Nokia has recently signed deals with Oracle, IBM and mobile player RIM to help build integrated mobile systems for companies.
The first corporate beta sites in the UK to use combined Oracle and Nokia solutions were recently signed up, said Erik Anderson, senior vice president of the business applications business unit, Nokia Mobile Phones.
Anderson said Nokia had targeted the consumer market before the business market because companies found it hard to cope with handset management, security and the higher management costs.
But significant technology standardisation in the industry would help businesses take the mobile route more easily, he added.
"The popularity of technologies like Java, the Symbian mobile operating system, wireless standard Bluetooth and virtual private networks [VPNs], means companies now have the tools to fully link up their mobile workforce to the corporate network securely and cost-effectively," he said.
Last year Nokia split up its largest Mobile Phones division into nine units, including one focusing on business products.
This is now expected to be turned into a separate division in its own right and will be merged or work closely with the Nokia Internet Communications network security division.

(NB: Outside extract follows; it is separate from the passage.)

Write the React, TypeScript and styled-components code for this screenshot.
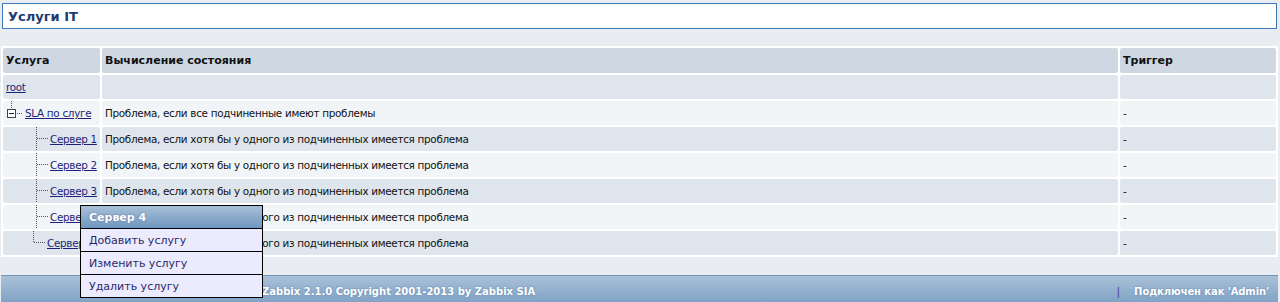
import styled, { createGlobalStyle } from 'styled-components';

const GlobalStyle = createGlobalStyle`
  body {
    margin: 0;
    background: #e9edf1;
    font-family: "DejaVu Sans", Verdana, sans-serif;
    font-size: 11px;
    color: #1a1a1a;
  }
`;

const Page = styled.div`
  position: relative;
  width: 1280px;
  height: 302px;
  overflow: hidden;
  padding-top: 3px;
  box-sizing: border-box;
`;

const TitleBar = styled.div`
  margin: 0 3px 0 2px;
  height: 24px;
  background: #ffffff;
  border: 1px solid #3d78b6;
  display: flex;
  align-items: center;
  padding-left: 5px;
  font-size: 13px;
  font-weight: 700;
  color: #1e3a72;
`;

const Table = styled.table`
  margin: 17px 2px 0 1px;
  width: 1277px;
  background: #ffffff;
  border-collapse: separate;
  border-spacing: 2px;
  table-layout: fixed;
`;

const Th = styled.th<{ $w?: number }>`
  width: ${(p) => (p.$w ? `${p.$w}px` : 'auto')};
  height: 25px;
  padding: 0 3px;
  background: #cfd8e2;
  border-radius: 2px;
  text-align: left;
  font-weight: 700;
  color: #111;
`;

const Td = styled.td<{ $shade: 'dark' | 'light' }>`
  height: 24px;
  padding: 0 3px;
  background: ${(p) => (p.$shade === 'dark' ? '#dfe5ec' : '#f1f5f8')};
  border-radius: 2px;
  font-size: 10.4px;
  letter-spacing: -0.3px;
  color: #111;
  white-space: nowrap;
  overflow: hidden;
`;

const TreeCell = styled.div`
  display: flex;
  align-items: center;
  height: 24px;
  & svg {
    flex-shrink: 0;
  }
`;

const Link = styled.a<{ $gap?: number }>`
  color: #1d1f78;
  text-decoration: underline;
  margin-left: ${(p) => p.$gap ?? 2}px;
  cursor: pointer;
  flex-shrink: 0;
`;

const Footer = styled.div`
  position: absolute;
  left: 1px;
  right: 2px;
  top: 275px;
  height: 30px;
  border-top: 1px solid #6f93bb;
  background: linear-gradient(#a9c1d8, #7b9ec3);
  display: flex;
  align-items: center;
  font-size: 10px;
  font-weight: 700;
  color: #ffffff;
  text-shadow: 0 0 2px #5a7ca3;
`;

const Copyright = styled.span`
  margin-left: 261px;
  flex: 1;
`;

const Divider = styled.span`
  color: #5a4fa8;
  margin-right: 14px;
  text-shadow: none;
`;

const Connected = styled.span`
  margin-right: 9px;
  letter-spacing: -0.1px;
`;

const Menu = styled.div`
  position: absolute;
  left: 80px;
  top: 205px;
  width: 181px;
  border: 1px solid #000;
  background: #ebebfd;
`;

const MenuTitle = styled.div`
  height: 22px;
  display: flex;
  align-items: center;
  padding-left: 8px;
  background: linear-gradient(#a8c0d8, #6f96c0);
  font-weight: 700;
  color: #fff;
  text-shadow: 0 0 2px #4e6f95;
  border-bottom: 1px solid #000;
`;

const MenuItem = styled.div`
  height: 22px;
  display: flex;
  align-items: center;
  padding-left: 8px;
  font-size: 11px;
  color: #2a2a6a;
  & + & {
    border-top: 1px solid #000;
  }
`;

type Kind = 'open' | 'branch' | 'last';

function TreeGlyph({ kind }: { kind: Kind }) {
  const dot = { stroke: '#555', strokeWidth: 1, strokeDasharray: '1 1' };
  if (kind === 'open') {
    return (
      <svg width={17} height={24}>
        <line x1={5.5} y1={0} x2={5.5} y2={8} {...dot} />
        <rect x={1.5} y={8.5} width={8} height={8} fill="#fff" stroke="#444" />
        <line x1={3} y1={12.5} x2={8} y2={12.5} stroke="#222" />
        <line x1={11} y1={12.5} x2={16} y2={12.5} {...dot} />
      </svg>
    );
  }
  if (kind === 'branch') {
    return (
      <svg width={42} height={24}>
        <line x1={30.5} y1={0} x2={30.5} y2={24} {...dot} />
        <line x1={31} y1={11.5} x2={42} y2={11.5} {...dot} />
      </svg>
    );
  }
  return (
    <svg width={39} height={24}>
      <line x1={27.5} y1={0} x2={27.5} y2={12} {...dot} />
      <line x1={28} y1={11.5} x2={39} y2={11.5} {...dot} />
    </svg>
  );
}

const rows: { name: string; kind: Kind; rule: string }[] = [
  { name: 'SLA по слуге', kind: 'open', rule: 'Проблема, если все подчиненные имеют проблемы' },
  { name: 'Сервер 1', kind: 'branch', rule: 'Проблема, если хотя бы у одного из подчиненных имеется проблема' },
  { name: 'Сервер 2', kind: 'branch', rule: 'Проблема, если хотя бы у одного из подчиненных имеется проблема' },
  { name: 'Сервер 3', kind: 'branch', rule: 'Проблема, если хотя бы у одного из подчиненных имеется проблема' },
  { name: 'Сервер 4', kind: 'branch', rule: 'Проблема, если хотя бы у одного из подчиненных имеется проблема' },
  { name: 'Сервер 5', kind: 'last', rule: 'Проблема, если хотя бы у одного из подчиненных имеется проблема' },
];

export default function App() {
  return (
    <Page>
      <GlobalStyle />
      <TitleBar>Услуги IT</TitleBar>

      <Table>
        <thead>
          <tr>
            <Th $w={91}>Услуга</Th>
            <Th>Вычисление состояния</Th>
            <Th $w={150}>Триггер</Th>
          </tr>
        </thead>
        <tbody>
          <tr>
            <Td $shade="dark">
              <Link $gap={0}>root</Link>
            </Td>
            <Td $shade="dark" />
            <Td $shade="dark" />
          </tr>
          {rows.map((r, i) => {
            const shade = i % 2 === 0 ? 'light' : 'dark';
            return (
              <tr key={r.name}>
                <Td $shade={shade}>
                  <TreeCell>
                    <TreeGlyph kind={r.kind} />
                    <Link>{r.name}</Link>
                  </TreeCell>
                </Td>
                <Td $shade={shade}>{r.rule}</Td>
                <Td $shade={shade}>-</Td>
              </tr>
            );
          })}
        </tbody>
      </Table>

      <Footer>
        <Copyright>Zabbix 2.1.0 Copyright 2001-2013 by Zabbix SIA</Copyright>
        <Divider>|</Divider>
        <Connected>Подключен как 'Admin'</Connected>
      </Footer>

      <Menu>
        <MenuTitle>Сервер 4</MenuTitle>
        <MenuItem>Добавить услугу</MenuItem>
        <MenuItem>Изменить услугу</MenuItem>
        <MenuItem>Удалить услугу</MenuItem>
      </Menu>
    </Page>
  );
}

When asked whether whether NIC and the business division was about to be created, Anderson said: "I'm not directly answering your question today because I have nothing formally to announce, but this is the direction we are going in."
Anderson predicted the enterprise market would "grow significantly" for the company in the "next three to five years".
In Helsinki NIC also launched the Nokia Secure Access appliance, designed to work in parallel with existing Nokia firewall and VPN appliances linked with data connectivity products from the likes of RIM, Oracle and IBM.